((

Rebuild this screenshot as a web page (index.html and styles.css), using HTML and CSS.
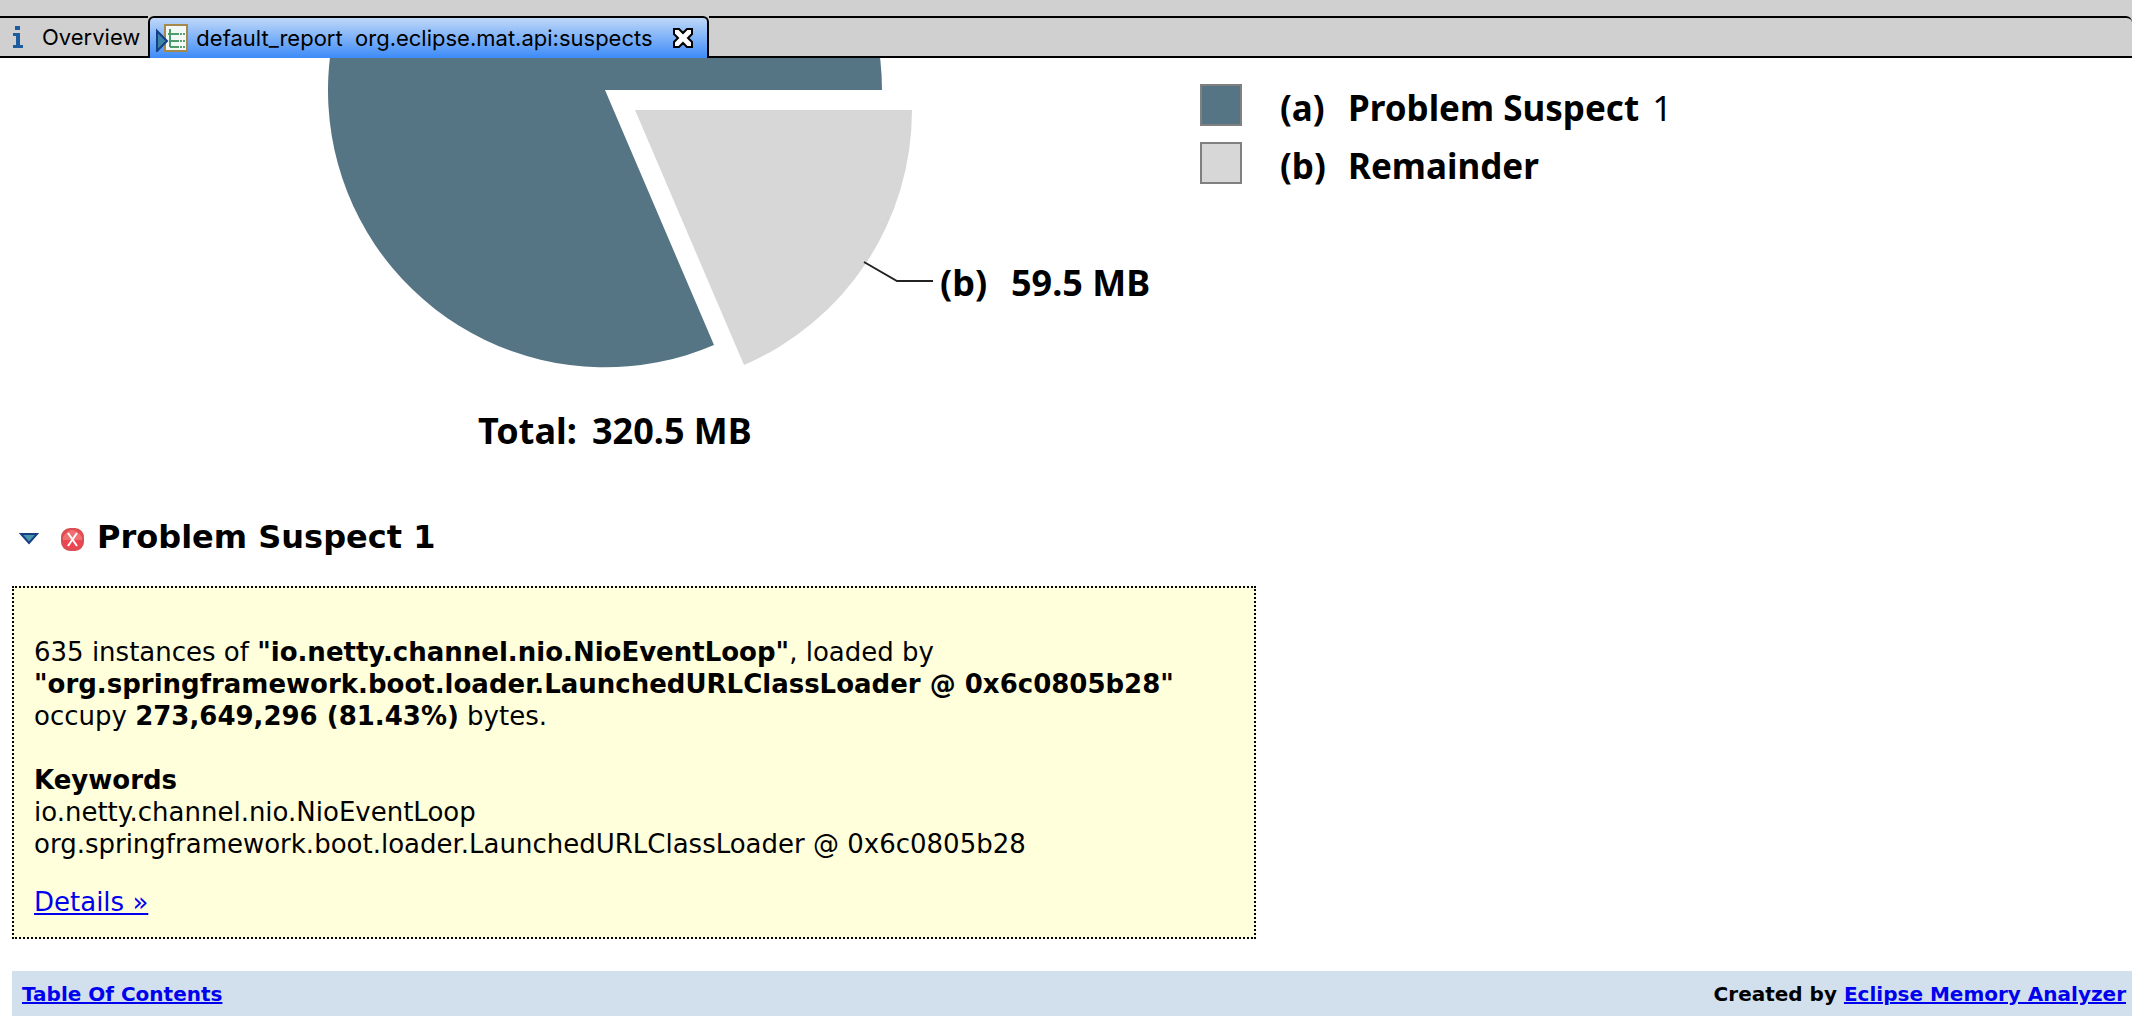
FILE: index.html
```html
<!DOCTYPE html>
<html lang="en">
<head>
<meta charset="utf-8">
<title>default_report org.eclipse.mat.api:suspects</title>
<link rel="stylesheet" href="styles.css">
</head>
<body>
<header class="toolbar"></header>
<nav class="tabs" aria-label="Editor tabs">
  <button class="tab" type="button">
    <svg class="info-icon" width="10" height="24" viewBox="0 0 10 24" aria-hidden="true"><path d="M2 1h5v4H2zM0 8h7v12h3v3H0v-3h3v-9H0z" fill="#1c5ca0"/></svg>
    <span>Overview</span>
  </button>
  <div class="tab tab-active">
    <svg width="32" height="28" viewBox="0 0 32 28" aria-hidden="true">
      <rect x="9" y="1" width="22" height="26" fill="#f2f8f6" stroke="#a5884c" stroke-width="2"/>
      <path d="M14 5v18M12 10h11M14 17h9M14 23h9" stroke="#4d9c69" stroke-width="2" fill="none"/>
      <path d="M24 10h2M27 10h2M24 17h2M27 17h2M24 23h2M27 23h2" stroke="#5aa274" stroke-width="2"/>
      <path d="M1 7v20l10-10z" fill="#3c83a5" stroke="#123f87" stroke-width="2"/>
    </svg>
    <button class="tab-label" type="button">default_report&nbsp; org.eclipse.mat.api:suspects</button>
    <button class="tab-close" type="button" aria-label="Close">
      <svg width="20" height="20" viewBox="0 0 20 20" aria-hidden="true"><path d="M1 1h5l4 4 4-4h5v5l-4 4 4 4v5h-5l-4-4-4 4H1v-5l4-4-4-4z" fill="#fff" stroke="#000" stroke-width="2"/></svg>
    </button>
  </div>
  <div class="tabs-rest"></div>
</nav>
<main class="report">
  <section class="chart">
    <svg class="pie" width="1200" height="430" viewBox="0 58 1200 430" role="img" aria-label="Memory by problem suspect">
      <path d="M605 90H882A277 277 0 1 0 714 345Z" fill="#557484"/>
      <path d="M635 110H912A277 277 0 0 1 744 365Z" fill="#d7d7d7"/>
      <path d="M864 262L897 281H933" fill="none" stroke="#222" stroke-width="2"/>
      <text class="pie-text" x="940" y="296">(b)</text>
      <text class="pie-text" x="1011" y="296">59.5 MB</text>
      <text class="pie-text" x="478" y="444">Total:</text>
      <text class="pie-text" x="592" y="444">320.5 MB</text>
    </svg>
    <ul class="legend">
      <li><span class="swatch suspect"></span><span class="key">(a)</span><span class="name">Problem Suspect <span class="number">1</span></span></li>
      <li><span class="swatch remainder"></span><span class="key">(b)</span><span class="name">Remainder</span></li>
    </ul>
  </section>
  <section>
    <div class="suspect-head">
      <button class="toggle" type="button" aria-label="Collapse">
        <svg width="20" height="12" viewBox="0 0 20 12" aria-hidden="true"><path d="M2 1h16l-8 9z" fill="#4a96ad" stroke="#163f85" stroke-width="2"/></svg>
      </button>
      <svg width="24" height="24" viewBox="0 0 24 24" aria-hidden="true"><rect x="2" y="2" width="21" height="21" rx="8" fill="#ee4650" stroke="#d75055" stroke-width="2"/><path d="M3 10q9-14 19 0v3H3z" fill="#f18c88" opacity=".6"/><path d="M8 6l9 13M17 6L8 19" stroke="#fff" stroke-width="2"/></svg>
      <h2>Problem Suspect 1</h2>
    </div>
    <div class="important">
      <p>635 instances of <strong>"io.netty.channel.nio.NioEventLoop"</strong>, loaded by <strong>"org.springframework.boot.loader.LaunchedURLClassLoader @ 0x6c0805b28"</strong> occupy <strong>273,649,296 (81.43%)</strong> bytes.</p>
      <p><strong>Keywords</strong><br>io.netty.channel.nio.NioEventLoop<br>org.springframework.boot.loader.LaunchedURLClassLoader @ 0x6c0805b28</p>
      <a class="details" href="#details">Details »</a>
    </div>
  </section>
  <footer class="footer">
    <a href="#toc">Table Of Contents</a>
    <span>Created by <a href="#mat">Eclipse Memory Analyzer</a></span>
  </footer>
</main>
</body>
</html>
```
FILE: styles.css
```css
* { box-sizing: border-box; }
html { overflow: hidden; }
body {
  margin: 0;
  background: #fff;
  color: #000;
  font-family: "DejaVu Sans", Verdana, sans-serif;
}
button {
  margin: 0;
  padding: 0;
  border: 0;
  background: none;
  color: inherit;
  font: inherit;
}
svg { display: block; flex: none; }
a { color: #00e; }

.toolbar { height: 16px; background: #d0d0d0; }
.tabs {
  display: flex;
  height: 42px;
  background: #d0d0d0;
  font: 22px/26px Inter, sans-serif;
  white-space: nowrap;
}
.tab {
  display: flex;
  align-items: center;
  gap: 19px;
  padding: 0 8px 0 13px;
  border-top: 2px solid #000;
  border-bottom: 2px solid #000;
}
.tab-active {
  gap: 8px;
  padding: 0 14px 0 6px;
  border: solid #000;
  border-width: 2px 2px 0;
  border-radius: 6px 6px 0 0;
  background: linear-gradient(#bfd8f8, #3d8bf8);
}
.tab-close { margin-left: 12px; }
.tabs-rest {
  flex: 1;
  border-top: 2px solid #000;
  border-bottom: 2px solid #000;
  border-top-right-radius: 6px;
}

.chart { display: flex; }
.pie-text, .legend {
  font-family: "Noto Sans", sans-serif;
  font-size: 36px;
  font-weight: 700;
}
.legend {
  display: grid;
  gap: 16px;
  align-content: start;
  margin: 0;
  padding: 26px 0 0;
  font-size: 35px;
  list-style: none;
}
.legend li { display: flex; height: 42px; line-height: 42px; }
.swatch {
  width: 42px;
  height: 42px;
  margin-right: 38px;
  border: 2px solid #808080;
}
.suspect { background: #557484; }
.remainder { background: #d7d7d7; }
.key, .name { padding-top: 3px; }
.key { width: 68px; }
.number { margin-left: 4px; font-weight: 400; }

.suspect-head {
  display: flex;
  align-items: center;
  height: 98px;
  padding: 4px 0 0 19px;
}
.toggle { margin-right: 21px; }
.suspect-head h2 { margin: 0 0 4px 13px; font-size: 32px; line-height: 40px; }
.important {
  max-width: 1244px;
  margin-left: 12px;
  padding: 48px 20px 19px;
  border: 2px dotted #000;
  background: #ffffdc;
  font-size: 26px;
  line-height: 32px;
}
.important p { margin: 0 0 32px; }
.important p + p { margin-bottom: 26px; }
.footer {
  display: flex;
  justify-content: space-between;
  margin: 32px 0 0 12px;
  padding: 9px 6px 12px 10px;
  background: #d2e0ed;
  font-size: 20px;
  font-weight: 700;
  line-height: 28px;
}
```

))

Each line of the data is to be duplicated exactly; pictures stay out of the copy.

* Finished exercise:
Rebuild this screenshot as a web page (index.html and styles.css), using HTML and CSS.
FILE: index.html
```html
<!DOCTYPE html>
<html lang="en">
<head>
<meta charset="utf-8">
<title>default_report org.eclipse.mat.api:suspects</title>
<link rel="stylesheet" href="styles.css">
</head>
<body>
<header class="toolbar"></header>
<nav class="tabs" aria-label="Editor tabs">
  <button class="tab" type="button">
    <svg class="info-icon" width="10" height="24" viewBox="0 0 10 24" aria-hidden="true"><path d="M2 1h5v4H2zM0 8h7v12h3v3H0v-3h3v-9H0z" fill="#1c5ca0"/></svg>
    <span>Overview</span>
  </button>
  <div class="tab tab-active">
    <svg width="32" height="28" viewBox="0 0 32 28" aria-hidden="true">
      <rect x="9" y="1" width="22" height="26" fill="#f2f8f6" stroke="#a5884c" stroke-width="2"/>
      <path d="M14 5v18M12 10h11M14 17h9M14 23h9" stroke="#4d9c69" stroke-width="2" fill="none"/>
      <path d="M24 10h2M27 10h2M24 17h2M27 17h2M24 23h2M27 23h2" stroke="#5aa274" stroke-width="2"/>
      <path d="M1 7v20l10-10z" fill="#3c83a5" stroke="#123f87" stroke-width="2"/>
    </svg>
    <button class="tab-label" type="button">default_report&nbsp; org.eclipse.mat.api:suspects</button>
    <button class="tab-close" type="button" aria-label="Close">
      <svg width="20" height="20" viewBox="0 0 20 20" aria-hidden="true"><path d="M1 1h5l4 4 4-4h5v5l-4 4 4 4v5h-5l-4-4-4 4H1v-5l4-4-4-4z" fill="#fff" stroke="#000" stroke-width="2"/></svg>
    </button>
  </div>
  <div class="tabs-rest"></div>
</nav>
<main class="report">
  <section class="chart">
    <svg class="pie" width="1200" height="430" viewBox="0 58 1200 430" role="img" aria-label="Memory by problem suspect">
      <path d="M605 90H882A277 277 0 1 0 714 345Z" fill="#557484"/>
      <path d="M635 110H912A277 277 0 0 1 744 365Z" fill="#d7d7d7"/>
      <path d="M864 262L897 281H933" fill="none" stroke="#222" stroke-width="2"/>
      <text class="pie-text" x="940" y="296">(b)</text>
      <text class="pie-text" x="1011" y="296">59.5 MB</text>
      <text class="pie-text" x="478" y="444">Total:</text>
      <text class="pie-text" x="592" y="444">320.5 MB</text>
    </svg>
    <ul class="legend">
      <li><span class="swatch suspect"></span><span class="key">(a)</span><span class="name">Problem Suspect <span class="number">1</span></span></li>
      <li><span class="swatch remainder"></span><span class="key">(b)</span><span class="name">Remainder</span></li>
    </ul>
  </section>
  <section>
    <div class="suspect-head">
      <button class="toggle" type="button" aria-label="Collapse">
        <svg width="20" height="12" viewBox="0 0 20 12" aria-hidden="true"><path d="M2 1h16l-8 9z" fill="#4a96ad" stroke="#163f85" stroke-width="2"/></svg>
      </button>
      <svg width="24" height="24" viewBox="0 0 24 24" aria-hidden="true"><rect x="2" y="2" width="21" height="21" rx="8" fill="#ee4650" stroke="#d75055" stroke-width="2"/><path d="M3 10q9-14 19 0v3H3z" fill="#f18c88" opacity=".6"/><path d="M8 6l9 13M17 6L8 19" stroke="#fff" stroke-width="2"/></svg>
      <h2>Problem Suspect 1</h2>
    </div>
    <div class="important">
      <p>635 instances of <strong>"io.netty.channel.nio.NioEventLoop"</strong>, loaded by <strong>"org.springframework.boot.loader.LaunchedURLClassLoader @ 0x6c0805b28"</strong> occupy <strong>273,649,296 (81.43%)</strong> bytes.</p>
      <p><strong>Keywords</strong><br>io.netty.channel.nio.NioEventLoop<br>org.springframework.boot.loader.LaunchedURLClassLoader @ 0x6c0805b28</p>
      <a class="details" href="#details">Details »</a>
    </div>
  </section>
  <footer class="footer">
    <a href="#toc">Table Of Contents</a>
    <span>Created by <a href="#mat">Eclipse Memory Analyzer</a></span>
  </footer>
</main>
</body>
</html>
```
FILE: styles.css
```css
* { box-sizing: border-box; }
html { overflow: hidden; }
body {
  margin: 0;
  background: #fff;
  color: #000;
  font-family: "DejaVu Sans", Verdana, sans-serif;
}
button {
  margin: 0;
  padding: 0;
  border: 0;
  background: none;
  color: inherit;
  font: inherit;
}
svg { display: block; flex: none; }
a { color: #00e; }

.toolbar { height: 16px; background: #d0d0d0; }
.tabs {
  display: flex;
  height: 42px;
  background: #d0d0d0;
  font: 22px/26px Inter, sans-serif;
  white-space: nowrap;
}
.tab {
  display: flex;
  align-items: center;
  gap: 19px;
  padding: 0 8px 0 13px;
  border-top: 2px solid #000;
  border-bottom: 2px solid #000;
}
.tab-active {
  gap: 8px;
  padding: 0 14px 0 6px;
  border: solid #000;
  border-width: 2px 2px 0;
  border-radius: 6px 6px 0 0;
  background: linear-gradient(#bfd8f8, #3d8bf8);
}
.tab-close { margin-left: 12px; }
.tabs-rest {
  flex: 1;
  border-top: 2px solid #000;
  border-bottom: 2px solid #000;
  border-top-right-radius: 6px;
}

.chart { display: flex; }
.pie-text, .legend {
  font-family: "Noto Sans", sans-serif;
  font-size: 36px;
  font-weight: 700;
}
.legend {
  display: grid;
  gap: 16px;
  align-content: start;
  margin: 0;
  padding: 26px 0 0;
  font-size: 35px;
  list-style: none;
}
.legend li { display: flex; height: 42px; line-height: 42px; }
.swatch {
  width: 42px;
  height: 42px;
  margin-right: 38px;
  border: 2px solid #808080;
}
.suspect { background: #557484; }
.remainder { background: #d7d7d7; }
.key, .name { padding-top: 3px; }
.key { width: 68px; }
.number { margin-left: 4px; font-weight: 400; }

.suspect-head {
  display: flex;
  align-items: center;
  height: 98px;
  padding: 4px 0 0 19px;
}
.toggle { margin-right: 21px; }
.suspect-head h2 { margin: 0 0 4px 13px; font-size: 32px; line-height: 40px; }
.important {
  max-width: 1244px;
  margin-left: 12px;
  padding: 48px 20px 19px;
  border: 2px dotted #000;
  background: #ffffdc;
  font-size: 26px;
  line-height: 32px;
}
.important p { margin: 0 0 32px; }
.important p + p { margin-bottom: 26px; }
.footer {
  display: flex;
  justify-content: space-between;
  margin: 32px 0 0 12px;
  padding: 9px 6px 12px 10px;
  background: #d2e0ed;
  font-size: 20px;
  font-weight: 700;
  line-height: 28px;
}
```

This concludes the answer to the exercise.